Never disturbed bees. Were these bees or wasps?


----------



## JFM constr (Jul 26, 2014)

yes ,with a tractor as you have and just walking about .
yet i have not in years .i see them first now .brain must of made a little space for 'watch out for yellow jacket nest' that is always alert .
you hit a big one .


----------



## Tinstaafl (Jan 6, 2008)

Nothing to do with excavating, but when I was a kid, I helped a neighbor bringing in hay. At one point he needed to take a leak. Walked over to the edge of the field, whipped it out, and promptly got nailed right on the tip by a yellowjacket.

The ensuing dance was the stuff legends are made of.


----------



## pinwheel (Dec 7, 2009)

I was just talking to a buddy of mine yesterday. He was moving some old rotten large hay bales & a giant nest of yellow jackets were between 2 bales. He got stung around 300 times. They chased him the 1/4 mile down the lane to the house. Got an ambulance ride as a reward for his experience. Luckily he was alright, but said it sure hurt like hell.


----------



## Satoshi (Jul 24, 2019)

tgeb said:


> I've encountered ground yellow jacket wasps a few times, and hornets with their paper nests in bushes and trees. Then there are paper wasps that build nests in the equipment sometimes.
> 
> Never disturbed bees. Were these bees or wasps?


To clarify, they were yellow jackets. 


Sent from my iPhone using Tapatalk


----------



## Satoshi (Jul 24, 2019)

Tinstaafl said:


> Nothing to do with excavating, but when I was a kid, I helped a neighbor bringing in hay. At one point he needed to take a leak. Walked over to the edge of the field, whipped it out, and promptly got nailed right on the tip by a yellowjacket.
> 
> The ensuing dance was the stuff legends are made of.


That is the chit nightmares are made of.
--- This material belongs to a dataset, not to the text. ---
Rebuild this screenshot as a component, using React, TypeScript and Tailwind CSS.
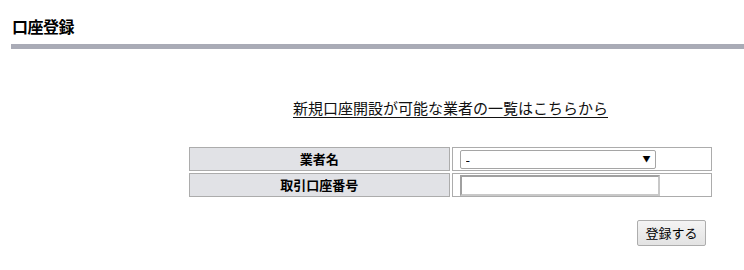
export default function App() {
  return (
    <main
      className="w-[744px] h-[270px] bg-white text-black overflow-hidden"
      style={{ fontFamily: '"Noto Sans CJK JP", "Noto Sans", sans-serif' }}
    >
      <header className="pl-[12px] pt-[16px]">
        <h1 className="text-[16px] leading-[20px] font-bold tracking-[-0.5px]">口座登録</h1>
      </header>
      <div className="ml-[11px] mt-[8px] h-[5px] bg-[#a9abb6]" />

      <section className="pl-[187px] pr-[30px] pt-[48px]">
        <p className="text-center text-[15px] leading-[22px]">
          <a href="#" className="underline underline-offset-[3px] text-[#111]">
            新規口座開設が可能な業者の一覧はこちらから
          </a>
        </p>

        <table className="mt-[26px] w-full border-separate border-spacing-[2px] text-[13px]">
          <tbody>
            <tr>
              <th className="w-1/2 h-[24px] p-0 border border-[#acacac] bg-[#e1e2e6] font-bold text-center leading-[20px]">
                業者名
              </th>
              <td className="w-1/2 h-[24px] p-0 pl-[7px] border border-[#acacac]">
                <div className="relative w-[196px] h-[19px]">
                  <select className="appearance-none w-full h-full border border-[#a5a5a5] rounded-[2px] bg-white pl-[5px] text-[13px] leading-[17px] outline-none">
                    <option>-</option>
                  </select>
                  <span className="pointer-events-none absolute right-[5px] top-[2px] text-[8px] leading-[14px]">▼</span>
                </div>
              </td>
            </tr>
            <tr>
              <th className="h-[24px] p-0 border border-[#acacac] bg-[#e1e2e6] font-bold text-center leading-[20px]">
                取引口座番号
              </th>
              <td className="h-[24px] p-0 pl-[7px] border border-[#acacac] align-bottom">
                <input
                  type="text"
                  className="block w-[200px] h-[21px] border-2 border-t-[#a0a0a0] border-l-[#a0a0a0] border-r-[#c8c8c8] border-b-[#c8c8c8] bg-white outline-none"
                />
              </td>
            </tr>
          </tbody>
        </table>

        <div className="flex justify-end pr-[8px] mt-[21px]">
          <button
            type="button"
            className="w-[69px] h-[26px] border border-[#adadad] rounded-[2px] bg-gradient-to-b from-[#f4f4f4] to-[#e3e3e3] text-[13px] leading-[20px]"
          >
            登録する
          </button>
        </div>
      </section>
    </main>
  )
}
Hilarious though. 


Sent from my iPhone using Tapatalk


----------



## Satoshi (Jul 24, 2019)

pinwheel said:


> I was just talking to a buddy of mine yesterday. He was moving some old rotten large hay bales & a giant nest of yellow jackets were between 2 bales. He got stung around 300 times. They chased him the 1/4 mile down the lane to the house. Got an ambulance ride as a reward for his experience. Luckily he was alright, but said it sure hurt like hell.


That sounds awful. Glad I came out relatively unscathed. 


Sent from my iPhone using Tapatalk


----------



## ScipioAfricanus (Sep 13, 2008)

I once had some ants crawling all...over......me.......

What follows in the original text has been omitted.